Charte des valeurs : Une atteinte à la laïcité?

27 janvier 2014

– Par Anna Logie –

Le débat autour de la Charte des valeurs est un débat sur la définition même de la laïcité. La séparation entre l’État et la religion est un concept philosophique dont les implications pratiques ne sont pas évidentes.

Les voix pro-Charte prétendent que la laïcité requiert l’absence de signes religieux (kippas, turbans, hijabs) dans la fonction publique. Selon eux, les fonctionnaires, en tant que représentants de la province québécoise, doivent être neutres, et cette neutralité requiert l’enlèvement de leurs signes religieux pendant les heures de travail.

En réplique, les voix anti-Charte accusent les militants pro-Charte d’être racistes et repliés sur eux-mêmes. Cependant, les personnes en faveur de la Charte ne se voient pas comme des xénophobes. Ils se disent plutôt des gens modernes et éclairés. Ils demandent l’enlèvement des signes religieux parce qu’ils croient sincèrement que ce sera facile pour les fonctionnaires religieux de les enlever. C’est cette attitude qui sous-tend la quasi-totalité des arguments en faveur de la Charte.

Pourquoi les militants pro-Charte croient-ils qu’il serait facile pour les fonctionnaires religieux d’enlever leurs signes religieux? Comme l’explique le philosophe québécois Charles Taylor, la majorité des Québécois en faveur de la Charte appartiennent à ce qu’il appelle les « religions invisibles », tandis que les personnes ciblées par la Charte appartiennent aux « religions visibles ».

D’un côté, les religions (ou philosophies morales) invisibles sont celles dont les adhérents ne sont pas identifiables par leur apparence (c.à.d. l’athéisme, le christianisme). De l’autre côté, les religions visibles sont celles dont une grande partie des adhérents peuvent être identifiés par leur apparence car ils portent un signe religieux sur leur corp (c.à.d. le sikhisme, l’islam, le judaïsme orthodoxe).

Il est difficile pour les personnes appartenant aux religions invisibles de se mettre dans la peau de celles qui appartiennent aux religions visibles. Certaines d’entre elles se sentent à l’aise à forcer le Juif d’enlever son kippa, la musulmane son hijab, et le sikh son turban, car elles ne conçoivent pas comment leurs besoins religieux seraient différents si elles appartenaient à une religion visible.

Voilà pourquoi les personnes pro-Charte sont principalement catholiques ou athées. Requérir l’enlèvement des signes religieux dans la fonction publique n’aura aucun impact sur les personnes appartenant aux religions invisibles. Cependant, il forcera les personnes appartenant aux religions visibles à choisir entre leur emploi et leur foi.

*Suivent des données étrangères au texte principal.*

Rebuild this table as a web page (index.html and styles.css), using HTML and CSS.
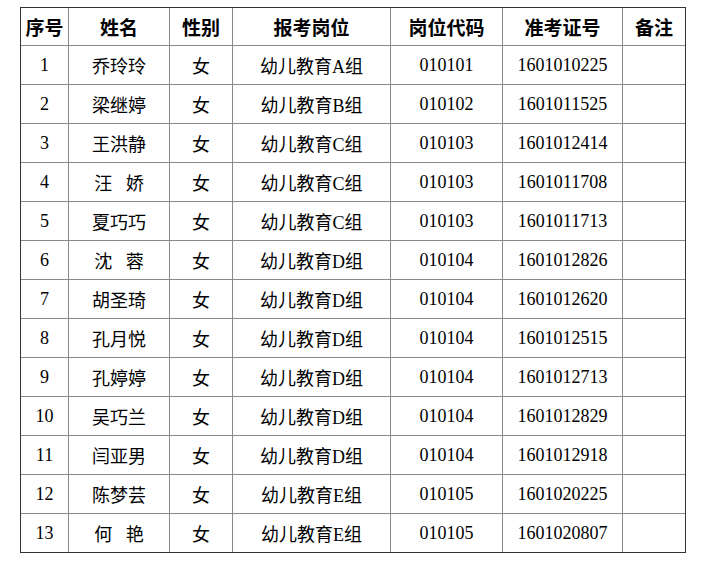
FILE: index.html
```html
<!DOCTYPE html>
<html lang="zh-CN">
<head>
<meta charset="utf-8">
<title>名单</title>
<link rel="stylesheet" href="styles.css">
</head>
<body>
<table class="roster">
  <colgroup>
    <col class="c-no"><col class="c-name"><col class="c-sex"><col class="c-post"><col class="c-code"><col class="c-ticket"><col class="c-note">
  </colgroup>
  <thead>
    <tr class="head-row">
      <th>序号</th><th>姓名</th><th>性别</th><th>报考岗位</th><th>岗位代码</th><th>准考证号</th><th class="last-col">备注</th>
    </tr>
  </thead>
  <tbody>
    <tr><td>1</td><td>乔玲玲</td><td>女</td><td>幼儿教育A组</td><td>010101</td><td>1601010225</td><td class="last-col"></td></tr>
    <tr><td>2</td><td>梁继婷</td><td>女</td><td>幼儿教育B组</td><td>010102</td><td>1601011525</td><td class="last-col"></td></tr>
    <tr><td>3</td><td>王洪静</td><td>女</td><td>幼儿教育C组</td><td>010103</td><td>1601012414</td><td class="last-col"></td></tr>
    <tr><td>4</td><td>汪&ensp;&nbsp;娇</td><td>女</td><td>幼儿教育C组</td><td>010103</td><td>1601011708</td><td class="last-col"></td></tr>
    <tr><td>5</td><td>夏巧巧</td><td>女</td><td>幼儿教育C组</td><td>010103</td><td>1601011713</td><td class="last-col"></td></tr>
    <tr><td>6</td><td>沈&ensp;&nbsp;蓉</td><td>女</td><td>幼儿教育D组</td><td>010104</td><td>1601012826</td><td class="last-col"></td></tr>
    <tr><td>7</td><td>胡圣琦</td><td>女</td><td>幼儿教育D组</td><td>010104</td><td>1601012620</td><td class="last-col"></td></tr>
    <tr><td>8</td><td>孔月悦</td><td>女</td><td>幼儿教育D组</td><td>010104</td><td>1601012515</td><td class="last-col"></td></tr>
    <tr><td>9</td><td>孔婷婷</td><td>女</td><td>幼儿教育D组</td><td>010104</td><td>1601012713</td><td class="last-col"></td></tr>
    <tr><td>10</td><td>吴巧兰</td><td>女</td><td>幼儿教育D组</td><td>010104</td><td>1601012829</td><td class="last-col"></td></tr>
    <tr><td>11</td><td>闫亚男</td><td>女</td><td>幼儿教育D组</td><td>010104</td><td>1601012918</td><td class="last-col"></td></tr>
    <tr><td>12</td><td>陈梦芸</td><td>女</td><td>幼儿教育E组</td><td>010105</td><td>1601020225</td><td class="last-col"></td></tr>
    <tr class="last-row"><td>13</td><td>何&ensp;&nbsp;艳</td><td>女</td><td>幼儿教育E组</td><td>010105</td><td>1601020807</td><td class="last-col"></td></tr>
  </tbody>
</table>
</body>
</html>
```

FILE: styles.css
```css
html, body {
  background: #ffffff;
}
body {
  margin: 7px 0 0 20px;
  font-family: "Liberation Serif", "Noto Sans CJK SC", serif;
  color: #000000;
}
.roster {
  border-collapse: separate;
  border-spacing: 0;
  table-layout: fixed;
  width: 666px;
  border: 1px solid #333333;
}
.c-no { width: 48px; }
.c-name { width: 101px; }
.c-sex { width: 63px; }
.c-post { width: 158px; }
.c-code { width: 112px; }
.c-ticket { width: 120px; }
.c-note { width: 62px; }

.roster th,
.roster td {
  padding: 0;
  text-align: center;
  vertical-align: middle;
  border-right: 1px solid #8a8a8a;
  border-bottom: 1px solid #8a8a8a;
  white-space: nowrap;
  overflow: hidden;
}
.roster th {
  font-size: 19px;
  font-weight: bold;
}
.roster td {
  font-size: 18px;
  font-weight: normal;
}
.roster .last-col {
  border-right: none;
}
.head-row {
  height: 38px;
}
.roster tbody tr {
  height: 39px;
}
.roster tbody tr.last-row {
  height: 38px;
}
.roster tr.last-row td {
  border-bottom: none;
}
```
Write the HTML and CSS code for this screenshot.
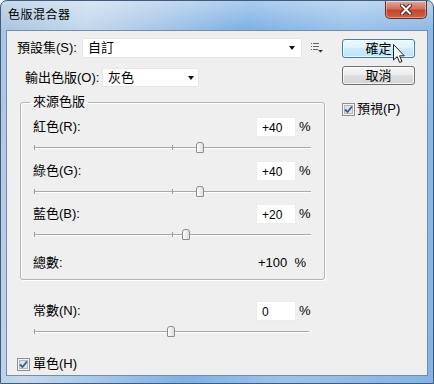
FILE: index.html
```html
<!DOCTYPE html>
<html lang="zh-Hant">

<head>
    <meta charset="UTF-8">
    <meta name="viewport" content="width=device-width, initial-scale=1.0">
    <title>色版混合器</title>
    <link rel="stylesheet" href="styles.css">
</head>

<body>
    <div class="window">
        <div class="titlebar">
            <span class="title">色版混合器</span>
            <div class="close-btn">
                <svg width="12" height="11" viewBox="0 0 12 11">
                    <path d="M2 1.5 L10 9.5 M10 1.5 L2 9.5" stroke="#4a2420" stroke-width="4" stroke-linecap="square"/>
                    <path d="M2 1.5 L10 9.5 M10 1.5 L2 9.5" stroke="#fff" stroke-width="2" stroke-linecap="square"/>
                </svg>
            </div>
        </div>

        <div class="client">
            <div class="main">
                <div class="preset-row">
                    <span class="preset-label">預設集(S):</span>
                    <div class="select preset-select"><span>自訂</span><span class="arrow"></span></div>
                    <!-- preset menu icon -->
                    <svg class="list-icon" width="12" height="10" viewBox="0 0 12 10">
                        <rect x="0" y="0" width="1" height="1" fill="#666"/>
                        <rect x="2" y="0" width="6" height="1" fill="#666"/>
                        <rect x="0" y="3" width="1" height="1" fill="#666"/>
                        <rect x="2" y="3" width="6" height="1" fill="#666"/>
                        <rect x="0" y="6" width="1" height="1" fill="#666"/>
                        <rect x="2" y="6" width="5" height="1" fill="#666"/>
                        <path d="M7 7 L12 7 L9.5 9.5 Z" fill="#333"/>
                    </svg>
                </div>

                <div class="output-row">
                    <span class="output-label">輸出色版(O):</span>
                    <div class="select output-select"><span>灰色</span><span class="arrow"></span></div>
                </div>

                <fieldset class="group">
                    <legend>來源色版</legend>

                    <div class="channel">
                        <div class="value-row">
                            <span class="label">紅色(R):</span>
                            <span class="num">+40</span>
                            <span class="pct">%</span>
                        </div>
                        <div class="slider">
                            <span class="tick start"></span>
                            <span class="tick mid"></span>
                            <span class="thumb" style="left: 60%"></span>
                        </div>
                    </div>

                    <div class="channel">
                        <div class="value-row">
                            <span class="label">綠色(G):</span>
                            <span class="num">+40</span>
                            <span class="pct">%</span>
                        </div>
                        <div class="slider">
                            <span class="tick start"></span>
                            <span class="tick mid"></span>
                            <span class="thumb" style="left: 60%"></span>
                        </div>
                    </div>

                    <div class="channel">
                        <div class="value-row">
                            <span class="label">藍色(B):</span>
                            <span class="num">+20</span>
                            <span class="pct">%</span>
                        </div>
                        <div class="slider">
                            <span class="tick start"></span>
                            <span class="tick mid"></span>
                            <span class="thumb" style="left: 55%"></span>
                        </div>
                    </div>

                    <div class="total-row">
                        <span class="label">總數:</span>
                        <span class="total">+100&nbsp;&nbsp;%</span>
                    </div>
                </fieldset>

                <div class="channel constant">
                    <div class="value-row">
                        <span class="label">常數(N):</span>
                        <span class="num">0</span>
                        <span class="pct">%</span>
                    </div>
                    <div class="slider">
                        <span class="tick start"></span>
                        <span class="thumb" style="left: 50%"></span>
                    </div>
                </div>

                <label class="check mono">
                    <svg class="box" width="13" height="13" viewBox="0 0 13 13">
                        <rect x="0.5" y="0.5" width="12" height="12" fill="#f4f4f4" stroke="#8f8f8f"/>
                        <rect x="2.5" y="2.5" width="8" height="8" fill="#dfe4ea" stroke="#b4b9c0"/>
                        <path d="M3 6.5 L5.5 9 L10 3.5" fill="none" stroke="#3d5a96" stroke-width="1.8"/>
                    </svg>
                    <span>單色(H)</span>
                </label>
            </div>

            <div class="side">
                <button class="btn default">確定</button>
                <button class="btn">取消</button>
                <label class="check">
                    <svg class="box" width="13" height="13" viewBox="0 0 13 13">
                        <rect x="0.5" y="0.5" width="12" height="12" fill="#f4f4f4" stroke="#8f8f8f"/>
                        <rect x="2.5" y="2.5" width="8" height="8" fill="#dfe4ea" stroke="#b4b9c0"/>
                        <path d="M3 6.5 L5.5 9 L10 3.5" fill="none" stroke="#3d5a96" stroke-width="1.8"/>
                    </svg>
                    <span>預視(P)</span>
                </label>
            </div>

            <!-- mouse pointer over the OK button -->
            <svg class="cursor" width="12" height="20" viewBox="0 0 12 20">
                <path d="M0.5 0.5 L0.5 16 L4.2 12.6 L6.6 18.5 L9 17.5 L6.6 11.8 L11.3 11.8 Z" fill="#fff" stroke="#222" stroke-width="1"/>
            </svg>
        </div>
    </div>
</body>

</html>
```

FILE: styles.css
```css
* {
    box-sizing: border-box;
}

html, body {
    margin: 0;
    padding: 0;
    background-color: #fff;
}

body {
    font-family: "Liberation Sans", "Noto Sans CJK TC", sans-serif;
    font-size: 13px;
    color: #000;
}

.window {
    width: 434px;
    height: 384px;
    display: flex;
    flex-direction: column;
    padding: 0 6px 8px;
    border: 1px solid #3d5c80;
    border-radius: 7px 7px 0 0;
    background:
        linear-gradient(to bottom, rgba(255, 255, 255, 0.35), rgba(255, 255, 255, 0) 28px),
        linear-gradient(100deg, #a9c3df 0%, #c4d8ec 18%, #a9c7e8 32%, #7fb1e4 50%, #9cc2ea 70%, #86b3e3 100%);
}

.titlebar {
    height: 30px;
    display: flex;
    justify-content: space-between;
    align-items: flex-start;
}

.title {
    margin: 6px 0 0 1px;
    font-size: 12px;
    line-height: 16px;
    letter-spacing: 0.5px;
}

.close-btn {
    width: 42px;
    height: 18px;
    display: flex;
    align-items: center;
    justify-content: center;
    border: 1px solid #6b2d22;
    border-top: none;
    border-radius: 0 0 5px 5px;
    background: linear-gradient(to bottom, #eab0a2 0%, #d9796300 0%, #e09a8a 10%, #d46f5a 45%, #c2442c 55%, #cd6446 100%);
    box-shadow: inset 0 0 0 1px rgba(255, 255, 255, 0.35);
}

.client {
    position: relative;
    height: 344px;
    display: flex;
    background-color: #efefef;
    box-shadow: 0 0 0 1px #6f8db0;
}

.main {
    width: 328px;
    padding-top: 7px;
}

.preset-row, .output-row {
    display: flex;
    align-items: center;
    line-height: 16px;
}

.preset-row {
    height: 20px;
}

.preset-label {
    width: 65px;
    margin-left: 10px;
}

.select {
    display: flex;
    align-items: center;
    justify-content: space-between;
    height: 100%;
    background-color: #fff;
    border: 1px solid #e6e6e6;
}

.preset-select {
    width: 220px;
    padding: 0 6px 0 5px;
}

.output-row {
    height: 19px;
    margin-top: 10px;
}

.output-label {
    width: 77px;
    margin-left: 18px;
}

.output-select {
    width: 97px;
    padding: 0 4px 0 5px;
}

.arrow {
    width: 0;
    height: 0;
    border-left: 3.5px solid transparent;
    border-right: 3.5px solid transparent;
    border-top: 4px solid #111;
}

.list-icon {
    margin-left: 9px;
}

/* source channels group */
.group {
    width: 303px;
    margin: 7px 0 0 13px;
    padding: 7px 13px 0 12px;
    border: 1px solid #b4b4b4;
    border-radius: 3px;
    box-shadow: inset 1px 1px 0 #fff, 1px 1px 0 #fff;
}

.group legend {
    margin-left: -3px;
    padding: 0 3px;
    line-height: 16px;
}

.channel {
    height: 43px;
}

.channel + .channel {
    margin-top: 0.5px;
}

.value-row {
    display: grid;
    grid-template-columns: 223px 40px auto;
    align-items: center;
    height: 20px;
    line-height: 16px;
}

.num {
    height: 20px;
    padding-left: 5px;
    font-size: 12px;
    line-height: 20px;
    background-color: #fff;
    border: 1px solid #ececec;
}

.pct {
    padding-left: 3px;
    white-space: nowrap;
}

.slider {
    position: relative;
    height: 23px;
}

.slider::before {
    content: "";
    position: absolute;
    left: 1px;
    right: 0;
    top: 10px;
    height: 1px;
    background-color: #a8a8a8;
    border-bottom: 1px solid #fff;
    box-sizing: content-box;
}

.tick {
    position: absolute;
    top: 8px;
    width: 1px;
    height: 5px;
    background-color: #9a9a9a;
}

.tick.start {
    left: 1px;
}

.tick.mid {
    left: 50%;
}

.thumb {
    position: absolute;
    top: 5px;
    width: 8px;
    height: 11px;
    margin-left: -4px;
    border: 1px solid #8c8c8c;
    border-radius: 3px 3px 1px 1px;
    background: linear-gradient(to right, #fdfdfd, #dedede);
}

.total-row {
    display: grid;
    grid-template-columns: 225px auto;
    align-items: center;
    height: 32px;
    line-height: 16px;
}

.constant {
    width: 276px;
    margin: 21px 0 0 26px;
}

.check {
    display: flex;
    align-items: center;
    gap: 3px;
    line-height: 16px;
}

.mono {
    margin: 12px 0 0 10px;
}

/* buttons column */
.side {
    display: flex;
    flex-direction: column;
    align-items: flex-start;
    margin-left: 7px;
    padding-top: 8px;
}

.btn {
    width: 73px;
    height: 19px;
    padding: 0;
    font-family: inherit;
    font-size: 13px;
    line-height: 16px;
    color: #000;
    border: 1px solid #707070;
    border-radius: 3px;
    background: linear-gradient(to bottom, #f6f6f6 0%, #ececec 45%, #dfdfdf 50%, #d3d3d3 100%);
    box-shadow: inset 0 0 0 1px rgba(255, 255, 255, 0.7);
}

.btn + .btn {
    margin-top: 8px;
}

.btn.default {
    border-color: #3c7fb1;
    background: linear-gradient(to bottom, #eef8fe 0%, #dff2fc 45%, #cdeafa 50%, #bfe3f7 100%);
}

.side .check {
    margin-top: 16px;
    gap: 2px;
}

.cursor {
    position: absolute;
    left: 386px;
    top: 13px;
}
```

Ainsi, par l’interdiction du port de signes religieux, la Charte des valeurs crée une hiérarchie religieuse dans laquelle les religions invisibles sont acceptables dans la fonction publique mais les religions visibles ne le sont pas. Promouvoir ce type de discrimination religieuse est-elle une position neutre? La réponse est évidente. Un État neutre traite chaque citoyen sur un pied d’égalité, peu importe si leur religion soit visible ou invisible.

En fin de compte, le Parti Québécois n’a aucun monopole sur la laïcité ou la neutralité. Au contraire, il réclame une hiérarchisation. Au nom de la neutralité, il réclame la hiérarchie. Au nom de la laïcité, il réclame la ségrégation. Le Parti Québécois fait preuve d’une double pensée impressionnante.

Bref, ce n’est pas seulement au nom des droits humains que les militants du Mouvement inclusif s’opposent à la Charte. Ils le font également au nom de la laïcité de l’État et pour protéger la Révolution tranquille.